═══ Records for processing ═══

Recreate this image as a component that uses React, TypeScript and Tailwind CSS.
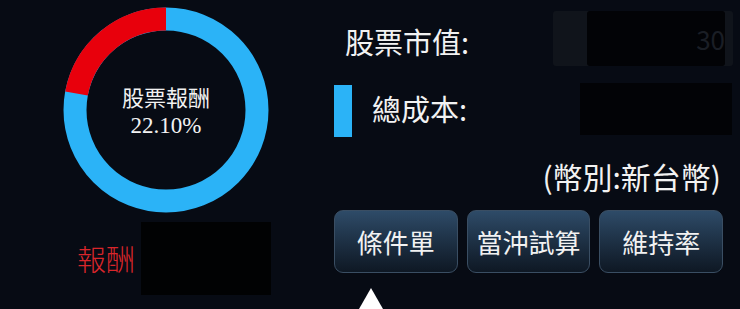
import React from 'react';

const CJK = { fontFamily: '"Noto Sans CJK TC", "Noto Sans CJK SC", sans-serif' };
const SERIF = { fontFamily: '"Liberation Serif", "DejaVu Serif", serif' };

// donut geometry (viewBox 210x210)
const C = 105;
const R = 91;
const RATIO = 0.221;

const arcEnd = () => {
  const a = RATIO * Math.PI * 2;
  return { x: C - R * Math.sin(a), y: C - R * Math.cos(a) };
};

const Donut: React.FC = () => {
  const end = arcEnd();
  return (
    <div className="relative w-[210px] h-[210px]">
      <svg width="210" height="210" viewBox="0 0 210 210">
        <circle cx={C} cy={C} r={R} fill="none" stroke="#2bb3f7" strokeWidth="23" />
        <path
          d={`M ${C} ${C - R} A ${R} ${R} 0 0 0 ${end.x} ${end.y}`}
          fill="none"
          stroke="#e8000c"
          strokeWidth="23"
        />
      </svg>
      <div className="absolute inset-0 flex flex-col items-center justify-center pt-[2px] text-[#f2f2f2]">
        <div className="text-[22px] leading-[29px]" style={CJK}>股票報酬</div>
        <div className="text-[23px] leading-[29px]" style={SERIF}>22.10%</div>
      </div>
    </div>
  );
};

const Redacted: React.FC<{ w: number; h: number; hint: string; faded?: boolean }> = ({ w, h, hint, faded }) => (
  <div
    className={`flex items-center justify-end rounded-[3px] pr-[8px] ${faded ? 'bg-[#10141b] pl-[34px]' : 'bg-[#020306]'}`}
    style={{ width: w, height: h }}
  >
    <div className="flex h-full flex-1 items-center justify-end rounded-[3px] bg-[#020306]">
      <span className="text-[26px] text-[#1a1e25]" style={CJK}>{hint}</span>
    </div>
  </div>
);

const App: React.FC = () => {
  return (
    <div className="flex w-[740px] h-[309px] overflow-hidden bg-[#070b14] text-[#f2f2f2]">
      {/* left: donut + return */}
      <div className="flex w-[334px] flex-col pl-[61px] pt-[5px]">
        <Donut />
        <div className="mt-[7px] flex h-[73px] items-center pl-[16px]">
          <span className="w-[64px] text-[29px] font-light leading-none text-[#d9262b]" style={CJK}>報酬</span>
          <div className="h-[73px] w-[130px] bg-[#010203]" />
        </div>
      </div>

      {/* right: values, currency, actions */}
      <div className="flex w-[389px] flex-col pt-[8px]">
        <div className="flex h-[68px] items-center justify-between">
          <span className="pl-[11px] text-[29px] leading-none" style={CJK}>股票市值:</span>
          <div className="-mr-[10px] -mt-[6px]">
            <Redacted w={180} h={55} hint="30" faded />
          </div>
        </div>
        <div className="flex h-[68px] items-center">
          <div className="mt-[4px] h-[52px] w-[18px] bg-[#2bb3f7]" />
          <span className="pl-[20px] text-[29px] leading-none" style={CJK}>總成本:</span>
          <div className="-mr-[9px] ml-auto">
            <div className="h-[52px] w-[152px] bg-[#020306]" />
          </div>
        </div>
        <div className="flex h-[68px] items-center justify-end pr-[2px]">
          <span className="text-[30px] leading-none" style={CJK}>(幣別:新台幣)</span>
        </div>
        <div className="grid h-[64px] grid-cols-3 gap-[9px]">
          {['條件單', '當沖試算', '維持率'].map((label) => (
            <button
              key={label}
              className="flex items-center justify-center rounded-[9px] border border-[#3a4e63] bg-gradient-to-b from-[#2e4b68] to-[#0e1824] text-[26px] text-[#f2f2f2]"
              style={CJK}
            >
              {label}
            </button>
          ))}
        </div>
        <svg className="ml-[25px] mt-[15px] shrink-0" width="24" height="21" viewBox="0 0 24 21">
          <polygon points="12,0 24,21 0,21" fill="#ffffff" />
        </svg>
      </div>
    </div>
  );
};

export default App;
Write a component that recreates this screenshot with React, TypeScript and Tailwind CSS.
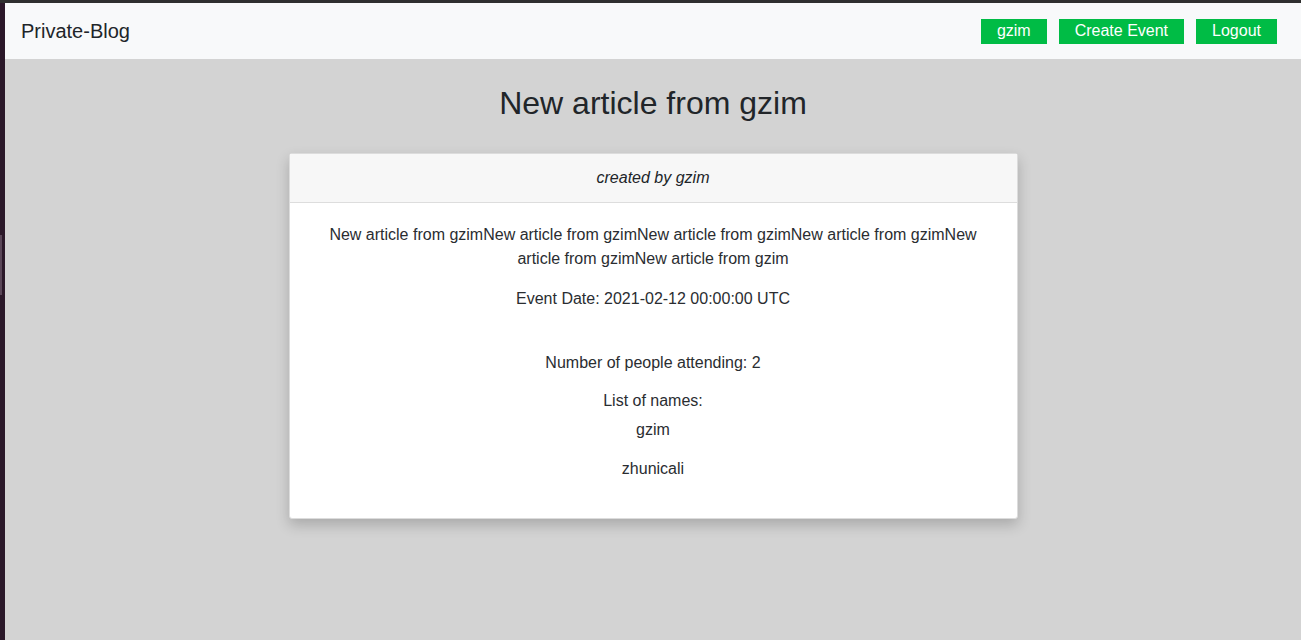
export default function App() {
  return (
    <div
      className="flex h-[640px] w-full flex-col overflow-hidden bg-[#2f2f2f] pt-[3px] text-[#212529]"
      style={{ fontFamily: '"Liberation Sans", Arial, sans-serif' }}
    >
      <div className="flex flex-1">
        {/* Left window edge */}
        <div className="relative w-[5px] bg-[#2b1829]">
          <div className="absolute left-0 top-[232px] h-[60px] w-[2px] bg-[#5a4658]" />
        </div>

        <div className="flex flex-1 flex-col bg-[#d3d3d3]">
          {/* Navbar */}
          <nav className="flex h-[56px] items-center justify-between bg-[#f8f9fa] pl-4 pr-6">
            <span className="text-[20px] leading-none">Private-Blog</span>
            <div className="flex items-center gap-3">
              <button className="h-[25px] bg-[#00bc45] px-4 text-[16px] leading-none text-white">
                gzim
              </button>
              <button className="h-[25px] bg-[#00bc45] px-4 text-[16px] leading-none text-white">
                Create Event
              </button>
              <button className="h-[25px] bg-[#00bc45] px-4 text-[16px] leading-none text-white">
                Logout
              </button>
            </div>
          </nav>

          {/* Content */}
          <div className="flex flex-col items-center">
            <h2 className="mt-[25px] text-[32px] leading-[38px]">New article from gzim</h2>

            <div className="mt-[31px] w-[729px] rounded-[3px] border border-[#dcdcdc] bg-white text-center shadow-[0_6px_14px_rgba(0,0,0,0.2)]">
              <div className="border-b border-[#dddddd] bg-[#f7f7f7] py-3 text-[16px] italic leading-6">
                created by gzim
              </div>
              <div className="px-5 pb-[37px] pt-[20px] text-[16px] leading-6 text-[#2a2d31]">
                <p>
                  New article from gzimNew article from gzimNew article from gzimNew article from gzimNew
                  article from gzimNew article from gzim
                </p>
                <p className="mt-4">Event Date: 2021-02-12 00:00:00 UTC</p>
                <p className="mt-[40px]">Number of people attending: 2</p>
                <p className="mt-[14px]">List of names:</p>
                <p className="mt-[5px]">gzim</p>
                <p className="mt-[15px]">zhunicali</p>
              </div>
            </div>
          </div>
        </div>
      </div>
    </div>
  );
}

═══

Your goal:
Repeat exactly the lines from the first line of the records above through the line containing "const RATIO = 0.221;", leaving out the pictures.

The response:
Recreate this image as a component that uses React, TypeScript and Tailwind CSS.
import React from 'react';

const CJK = { fontFamily: '"Noto Sans CJK TC", "Noto Sans CJK SC", sans-serif' };
const SERIF = { fontFamily: '"Liberation Serif", "DejaVu Serif", serif' };

// donut geometry (viewBox 210x210)
const C = 105;
const R = 91;
const RATIO = 0.221;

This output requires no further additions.